Однако имеющиеся материалы позволяют заявить, что тексты авторов-женщин пользовались среди женщин высокой популярностью. Это не значит, что женщины не читали суперпопулярных писателей типа Тургенева, Достоевского, Толстого и Гончарова. Но были авторы-женщины — П.А. Лачинова, Е. Тур, Е.П. Растопчина, в мужской аудитории не очень популярные, а в женской читавшиеся достаточно широко. Кроме того, у женщин имели живой отклик произведения, затрагивавшие проблематику любви и семьи, например, «Анна Каренина».
Можно ли было обеспечить себя литературным трудом?
Литературный труд с середины XIX века неплохо обеспечивал литератора, особенно если последний налаживал тесные связи с определенным журналом или газетой.
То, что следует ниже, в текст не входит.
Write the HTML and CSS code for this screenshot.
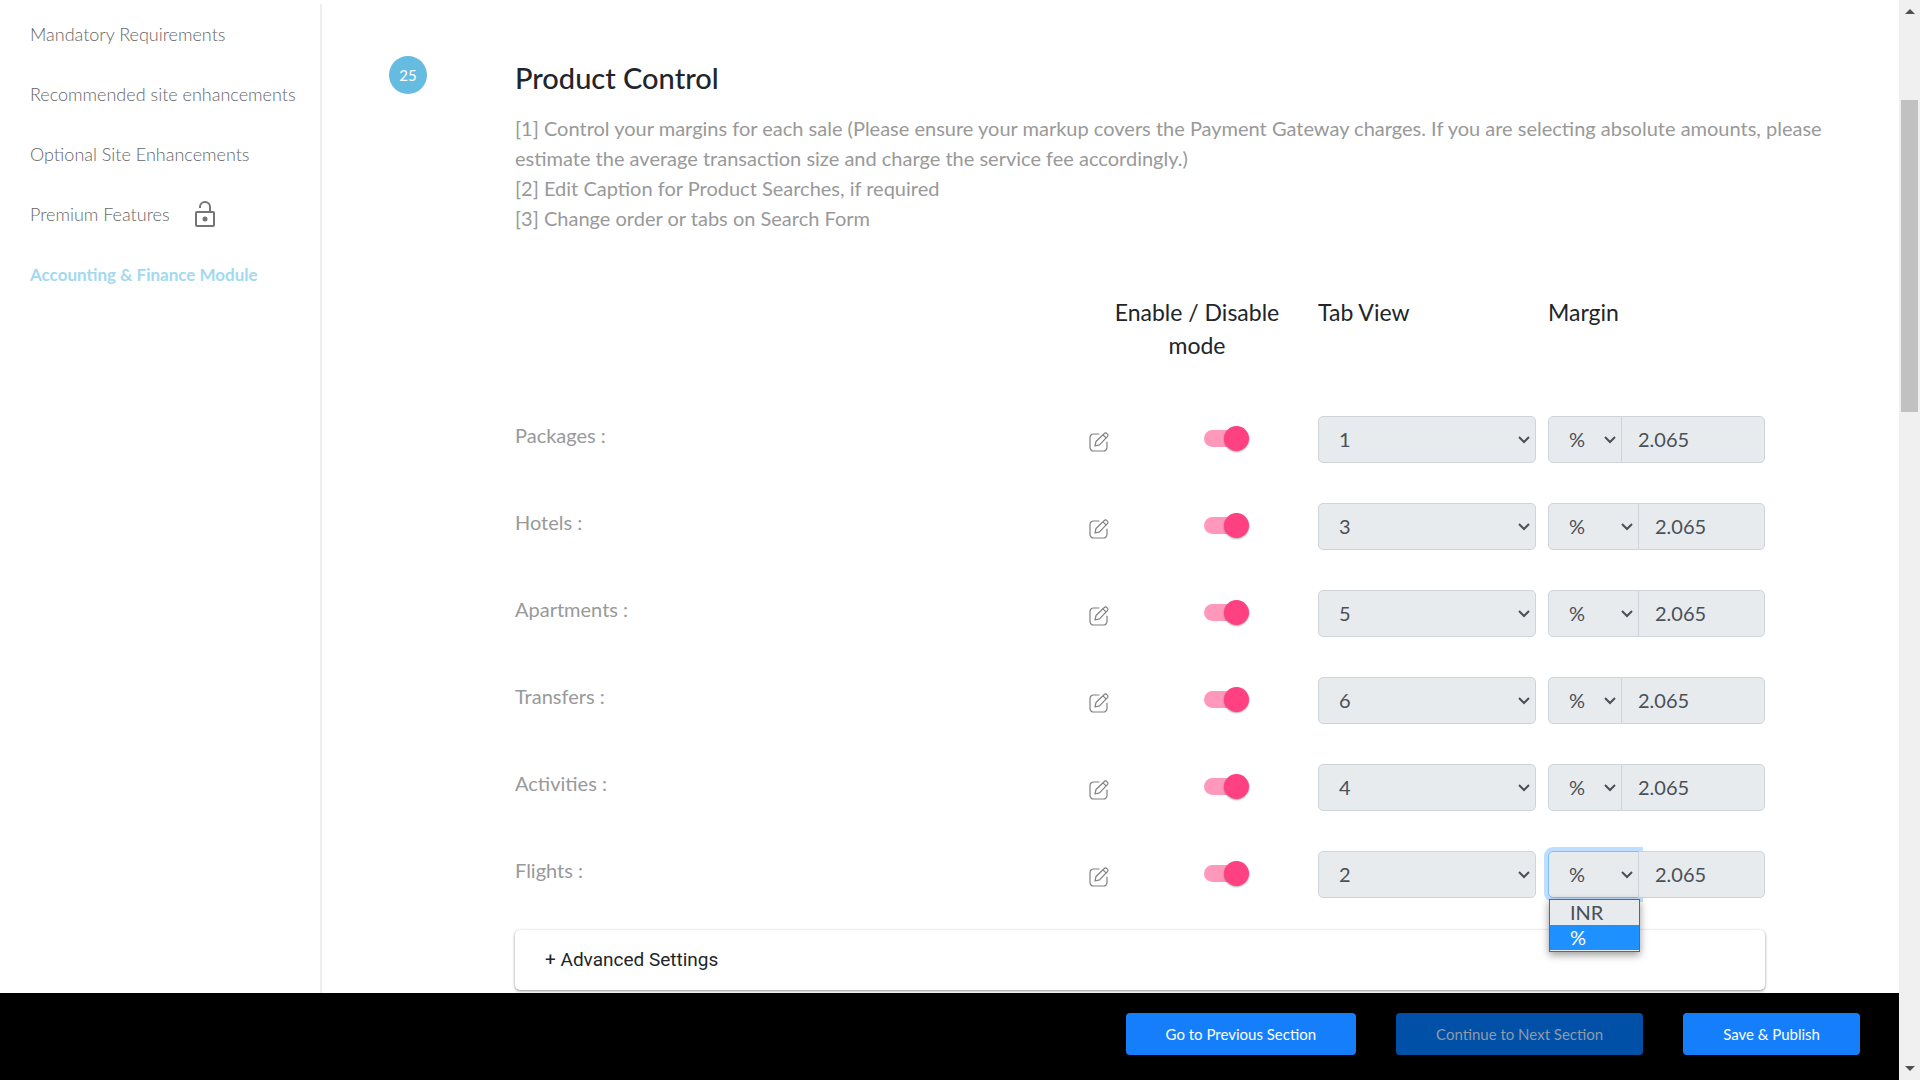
FILE: index.html
```html
<!DOCTYPE html>
<html lang="en">
<head>
<meta charset="utf-8">
<title>Product Control</title>
<link rel="stylesheet" href="styles.css">
</head>
<body>
<svg width="0" height="0" class="sprite" aria-hidden="true">
  <symbol id="edit" viewBox="0 0 20 20">
    <path d="M10 2H4.500a3.500 3.500 0 0 0-3.500 3.500v10A3.500 3.500 0 0 0 4.500 19h10a3.500 3.500 0 0 0 3.500-3.500V10M6 14l1-4.500 8.300-8a1.700 1.700 0 0 1 2.500 0l.6.600a1.700 1.700 0 0 1 0 2.500L10.500 12.800zM14 2.800l3 3" fill="none" stroke="#808080" stroke-width="1.200" stroke-linejoin="round" stroke-linecap="round"/>
  </symbol>
</svg>
<div class="window">
  <div class="page">
    <div class="body">
      <nav class="sidebar">
        <a href="#">Mandatory Requirements</a>
        <a href="#">Recommended site enhancements</a>
        <a href="#">Optional Site Enhancements</a>
        <a href="#">Premium Features
          <svg class="lock" viewBox="0 0 22 28" aria-hidden="true"><rect x="2" y="12" width="18" height="14" rx="1" fill="none" stroke="#757575" stroke-width="2"/><circle cx="11" cy="19" r="2.500" fill="#757575"/><path d="M6 8V7a5 5 0 0 1 10 0v5" fill="none" stroke="#757575" stroke-width="2"/></svg>
        </a>
        <a href="#" class="active">Accounting &amp; Finance Module</a>
      </nav>
      <main class="main">
        <div class="step">25</div>
        <section class="content">
          <h1>Product Control</h1>
          <p class="intro">[1] Control your margins for each sale (Please ensure your markup covers the Payment Gateway charges. If you are selecting absolute amounts, please<br>estimate the average transaction size and charge the service fee accordingly.)<br>[2] Edit Caption for Product Searches, if required<br>[3] Change order or tabs on Search Form</p>
          <div class="grid heads">
            <span class="mode">Enable / Disable mode</span>
            <span class="tab">Tab View</span>
            <span class="margin">Margin</span>
          </div>
          <div class="grid row">
            <label for="t1">Packages :</label>
            <button class="edit" aria-label="Edit Packages"><svg><use href="#edit"/></svg></button>
            <input type="checkbox" class="toggle" aria-label="Enable Packages" checked>
            <select id="t1" class="field tab"><option>1</option></select>
            <div class="group"><select class="field unit" aria-label="Packages unit"><option>%</option></select><input class="field value" aria-label="Packages margin" value="2.065"></div>
          </div>
          <div class="grid row">
            <label for="t2">Hotels :</label>
            <button class="edit" aria-label="Edit Hotels"><svg><use href="#edit"/></svg></button>
            <input type="checkbox" class="toggle" aria-label="Enable Hotels" checked>
            <select id="t2" class="field tab"><option>3</option></select>
            <div class="group"><select class="field unit wide" aria-label="Hotels unit"><option>%</option></select><input class="field value" aria-label="Hotels margin" value="2.065"></div>
          </div>
          <div class="grid row">
            <label for="t3">Apartments :</label>
            <button class="edit" aria-label="Edit Apartments"><svg><use href="#edit"/></svg></button>
            <input type="checkbox" class="toggle" aria-label="Enable Apartments" checked>
            <select id="t3" class="field tab"><option>5</option></select>
            <div class="group"><select class="field unit wide" aria-label="Apartments unit"><option>%</option></select><input class="field value" aria-label="Apartments margin" value="2.065"></div>
          </div>
          <div class="grid row">
            <label for="t4">Transfers :</label>
            <button class="edit" aria-label="Edit Transfers"><svg><use href="#edit"/></svg></button>
            <input type="checkbox" class="toggle" aria-label="Enable Transfers" checked>
            <select id="t4" class="field tab"><option>6</option></select>
            <div class="group"><select class="field unit" aria-label="Transfers unit"><option>%</option></select><input class="field value" aria-label="Transfers margin" value="2.065"></div>
          </div>
          <div class="grid row">
            <label for="t5">Activities :</label>
            <button class="edit" aria-label="Edit Activities"><svg><use href="#edit"/></svg></button>
            <input type="checkbox" class="toggle" aria-label="Enable Activities" checked>
            <select id="t5" class="field tab"><option>4</option></select>
            <div class="group"><select class="field unit" aria-label="Activities unit"><option>%</option></select><input class="field value" aria-label="Activities margin" value="2.065"></div>
          </div>
          <div class="grid row">
            <label for="t6">Flights :</label>
            <button class="edit" aria-label="Edit Flights"><svg><use href="#edit"/></svg></button>
            <input type="checkbox" class="toggle" aria-label="Enable Flights" checked>
            <select id="t6" class="field tab"><option>2</option></select>
            <div class="group"><select class="field unit wide open" aria-label="Flights unit"><option>%</option></select><input class="field value" aria-label="Flights margin" value="2.065">
              <ul class="options" role="listbox"><li role="option">INR</li><li role="option" class="selected" aria-selected="true">%</li></ul>
            </div>
          </div>
          <button class="advanced">+ Advanced Settings</button>
        </section>
      </main>
    </div>
    <footer class="actions">
      <button>Go to Previous Section</button>
      <button class="dim">Continue to Next Section</button>
      <button>Save &amp; Publish</button>
    </footer>
  </div>
  <div class="scrollbar" aria-hidden="true"><i class="up"></i><i class="thumb"></i><i class="down"></i></div>
</div>
</body>
</html>
```

FILE: styles.css
```css
* { box-sizing: border-box; }
body { margin: 0; background: #fff; color: #212529; font-family: Lato, "Open Sans", sans-serif; font-size: 20px; overflow: hidden; }
button, input, select { font: inherit; margin: 0; }
.sprite { position: absolute; }
.window { display: flex; height: 100vh; }
.page { flex: 1; min-width: 0; display: flex; flex-direction: column; }
.body { flex: 1; min-height: 0; display: flex; overflow: hidden; }

.sidebar { flex: none; width: 322px; margin-top: 4px; padding-left: 30px; border-right: 2px solid #eee; font-size: 18px; }
.sidebar a { display: flex; align-items: center; gap: 24px; height: 60px; color: #666; font-weight: 300; text-decoration: none; white-space: nowrap; }
.sidebar a.active { color: #a3d9ef; font-size: 17px; font-weight: 700; }
.lock { width: 22px; height: 28px; }

.main { flex: 1; min-width: 0; display: flex; align-items: flex-start; padding: 56px 48px 0 67px; }
.step { flex: none; width: 38px; height: 38px; border-radius: 50%; background: #66bbe0; color: #fff; font-size: 15px; line-height: 38px; text-align: center; }
.content { flex: 1; min-width: 0; margin-left: 88px; }
h1 { margin: 0; font-size: 29px; line-height: 44px; font-weight: 500; }
.intro { margin: 13px 0 0; color: #999; line-height: 30px; white-space: nowrap; }

.grid { display: grid; grid-template-columns: 1fr 103px 102px 218px 217px; column-gap: 12px; margin-right: 86px; }
.heads { grid-template-columns: 1fr 218px 218px 217px; margin-top: 63px; font-size: 23px; line-height: 33px; }
.heads .mode { grid-column: 2; text-align: center; }
.row { height: 47px; margin-bottom: 40px; align-items: center; }
.heads + .row { margin-top: 54px; }
.row label { color: #999; padding-bottom: 10px; }
.edit { width: 20px; height: 20px; padding: 0; border: 0; background: none; margin-top: 4px; }
.edit svg { display: block; width: 20px; height: 20px; }

.toggle { appearance: none; width: 45px; height: 25px; margin-bottom: 2px; display: flex; align-items: center; }
.toggle::before { content: ""; width: 36px; height: 17px; border-radius: 9px; background: #ff98bb; }
.toggle::after { content: ""; width: 25px; height: 25px; margin-left: -16px; border-radius: 50%; background: #ff4081; box-shadow: 0 1px 2px rgba(0, 0, 0, .35); }

.field { min-width: 0; width: 100%; height: 47px; border: 1px solid #ced4da; border-radius: 5px; background-color: #e8ebee; color: #495057; padding: 0 16px 2px; outline: 0; }
select.field { appearance: none; padding-left: 20px; background-image: url("data:image/svg+xml,%3Csvg xmlns='http://www.w3.org/2000/svg' width='12' height='8'%3E%3Cpath d='M1 1l5 5 5-5' fill='none' stroke='%23495057' stroke-width='2'/%3E%3C/svg%3E"); background-repeat: no-repeat; background-position: right 5px center; }
.group { position: relative; display: flex; }
.group .unit { flex: none; width: 74px; border-radius: 5px 0 0 5px; }
.group .wide { width: 91px; }
.group .value { flex: 1; margin-left: -1px; border-radius: 0 5px 5px 0; position: relative; }
.group .open { border-color: #80bdff; box-shadow: 0 0 0 4px #bfdeff; }
.options { position: absolute; z-index: 2; top: 48px; left: 1px; width: 91px; margin: 0; padding: 0 0 1px; list-style: none; border: 1px solid #666; background: #e8ebee; color: #495057; line-height: 25px; box-shadow: 0 3px 8px rgba(0, 0, 0, .4); }
.options li { padding-left: 20px; }
.options .selected { background: #1e90ff; color: #fff; }

.advanced { display: block; width: calc(100% - 86px); height: 60px; margin-top: -8px; padding: 0 30px 2px; border: 0; border-radius: 5px; background: #fff; color: #212529; font-family: Roboto, sans-serif; font-size: 19px; text-align: left; box-shadow: 0 1px 3px rgba(0, 0, 0, .45); }

.actions { flex: none; height: 87px; padding-right: 39px; display: flex; justify-content: flex-end; align-items: center; gap: 40px; background: #000; }
.actions button { height: 42px; padding: 0 40px; margin-bottom: 5px; border: 0; border-radius: 4px; background: #157efb; color: #fff; font-size: 15px; }
.actions .dim { background: #0050a8; color: #8f9aa8; }

.scrollbar { flex: none; width: 21px; background: #f0f0f0; display: flex; flex-direction: column; align-items: center; padding: 9px 0; }
.scrollbar .up { border: 5px solid transparent; border-top: 0; border-bottom-color: #505050; }
.scrollbar .thumb { width: 17px; height: 312px; margin-top: 86px; background: #c1c1c1; }
.scrollbar .down { margin-top: auto; border: 5px solid transparent; border-bottom: 0; border-top-color: #505050; }
```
Жить на вольных хлебах в последней трети XIX века тоже было можно, но только прозаику или переводчику. Поэзией прожить было нельзя.
Как складывался литературной канон XIX века? Мы смотрим на него сквозь призму советского учебника, но ведь он существовал в каком-то виде задолго до советской эпохи.
Классика — это, по сути, то, что изучают в классах. Русский литературный канон был сформирован Белинским и его последователями — преподавателями русской литературы. Первая программа преподавания истории русской литературы была создана для военно-учебных заведений опытными педагогами А.Д. Галаховым и Ф.И. Буслаевым. До них такого курса не было — изучалась литература, но не история литературы. Галахов впоследствии подготовил хрестоматии и учебники по истории русской литературы, с энтузиазмом воспринятые многими преподавателями литературы в гимназиях; уже тогда, в 1840-х, были сформированы основы канона. Позднее он почти не модифицировался. Потихонечку «вычищали» авторов XVIII века, но это нормальная практика — более старое везде вытесняется, остаются ключевые фигуры. Добавлялись те, кто появился позднее: Тургенев, Толстой, Достоевский, Гончаров, но основной набор сохранялся. По подходу, по эстетическим вкусам те, кто работал над каноном позднее, ориентировались на Белинского.